Cloud was first introduced to the LSoCS final year Mobile Computing module, at that time in 2011 the module was focused on Windows Phone, students learned how to develop PaaS REST services for data management in their mobile apps, and later adopted Azure’s Mobile Services feature for authentication and simple table data storage. Students quickly learned the importance of cloud to support and enhance the user experience when developing mobile apps.

As Azure evolved so did the LSoCS modules that utilised it. The Mobile Computing module is now based on native Android development, with students learning how to develop managed (Azure Mobile App Services) and unmanaged (Virtual Machines and python) cloud REST services to support their mobile apps. Additionally, LSoCS introduced a Cloud Computing module for year 2 students, with focus on understanding cloud fundamentals such as virtualisation (compute, networking, storage) and patterns (SaaS, PaaS, IaaS). Practical tasks included automating cloud resources and deployments through Azure Powershell. Essentially the Cloud Computing module armed students with cloud DevOps skills, underpinned with strong theoretical expertise and practical skills in cloud infrastructure and deployment.
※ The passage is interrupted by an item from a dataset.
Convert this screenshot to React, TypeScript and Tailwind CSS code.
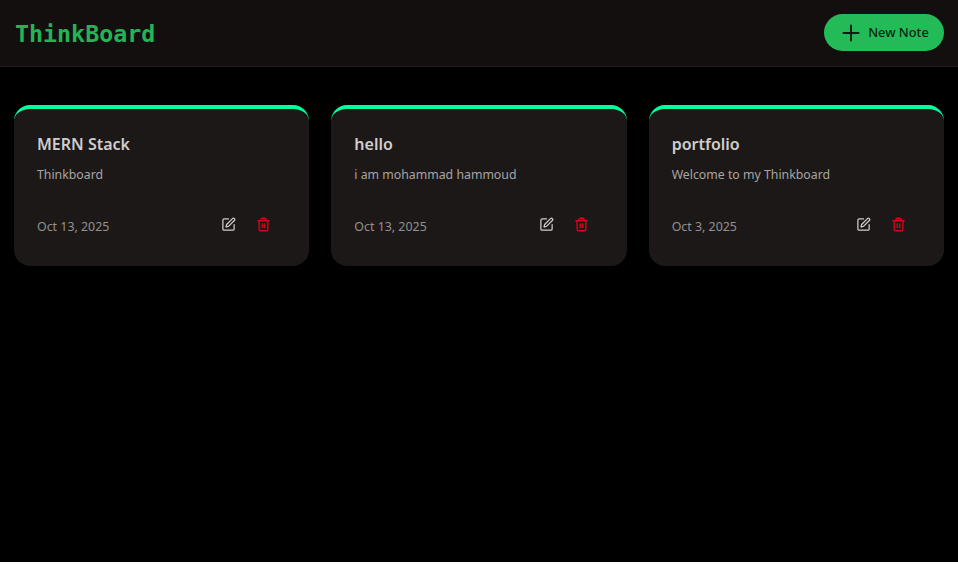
import { PenSquare, Plus, Trash2 } from "lucide-react";

const notes = [
  { title: "MERN Stack", content: "Thinkboard", date: "Oct 13, 2025" },
  { title: "hello", content: "i am mohammad hammoud", date: "Oct 13, 2025" },
  { title: "portfolio", content: "Welcome to my Thinkboard", date: "Oct 3, 2025" },
];

function NoteCard({ title, content, date }: { title: string; content: string; date: string }) {
  return (
    <div className="h-[161px] rounded-2xl border-t-4 border-[#00ff9d] bg-[#1b1817] px-[23px] pt-[21px]">
      <h3 className="text-[16px] font-semibold leading-[28px] text-[#d0cdcc]">{title}</h3>
      <p className="mt-[7px] text-[12.3px] leading-5 text-[#a8a5a4]">{content}</p>
      <div className="mt-[32px] flex items-center justify-between pr-[15px]">
        <span className="text-[12.4px] leading-5 text-[#94908f]">{date}</span>
        <div className="-mt-[5px] flex items-center gap-[20px]">
          <PenSquare className="size-[15px] text-[#d0cdcc]" />
          <Trash2 className="size-[15px] text-[#e00018]" strokeWidth={2.2} />
        </div>
      </div>
    </div>
  );
}

export default function App() {
  return (
    <div className="h-[562px] bg-black font-['Noto_Sans',sans-serif]">
      <header className="flex h-[67px] items-center justify-between border-b border-[#1f1c1b] bg-[#120f0e] pl-[15px] pr-[14px]">
        <h1 className="mt-[3px] font-['DejaVu_Sans_Mono',monospace] text-[23.3px] font-bold text-[#22b455]">ThinkBoard</h1>
        <button className="mb-px flex h-[37px] w-[120px] items-center justify-center gap-[4px] rounded-full bg-[#22bb58] pr-[1px] text-[12.8px] font-medium text-[#0a1f10]">
          <Plus className="size-[26px]" strokeWidth={1.8} />
          New Note
        </button>
      </header>
      <main className="grid grid-cols-3 gap-[22px] pl-[14px] pr-[14px] pt-[38px]">
        {notes.map((note) => (
          <NoteCard key={note.title} {...note} />
        ))}
      </main>
    </div>
  );
}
With LSoCS second and third year students accessing Azure for Paas and IaaS services, it made sense to introduce first year students to cloud at a more basic level to prepare them for more advanced study in the later years of their programmes. Microsoft’s Dreamspark programme allows access to basic features on Azure including PaaS hosting and relational database access. Students studying web authoring and development modules used Azure Dreamspark access to host their coursework and carry out advanced web coding techniques. This gave students a taste of a real production environment on which to host their web code, in terms of configuration and supporting their understanding of the client-server model.

Overall, each of the student year groups at LSoCS are exposed to cloud using Azure with incrementally challenging cloud-focused work as they progress through from first to third year. Student feedback on cloud modules suggests they enjoy learning the theory and concepts of cloud computing, but their learning really comes alive by having access to a cloud platform to consolidate the theoretical knowledge. This is made possible through access to the Azure Academic Pass programme.

Using Azure on relevant LSoCS modules has been a rewarding process for staff and students alike. With cloud development a challenging skillset for students to become proficient at, it helped hugely to be able to deploy resources to strengthen their understanding of cloud concepts. This helped to engage students with their coursework, which ultimately led to better learning experience and attainment. Additionally, as LSoCS students graduate with cloud skills we are hearing compelling stories of them securing employment through their cloud expertise in a variety of roles including consultancy and development.

I can’t recommend the Azure Educator Grant programme enough to educators involved in the delivery of cloud development modules/courses. Your students and industry will thank you for it!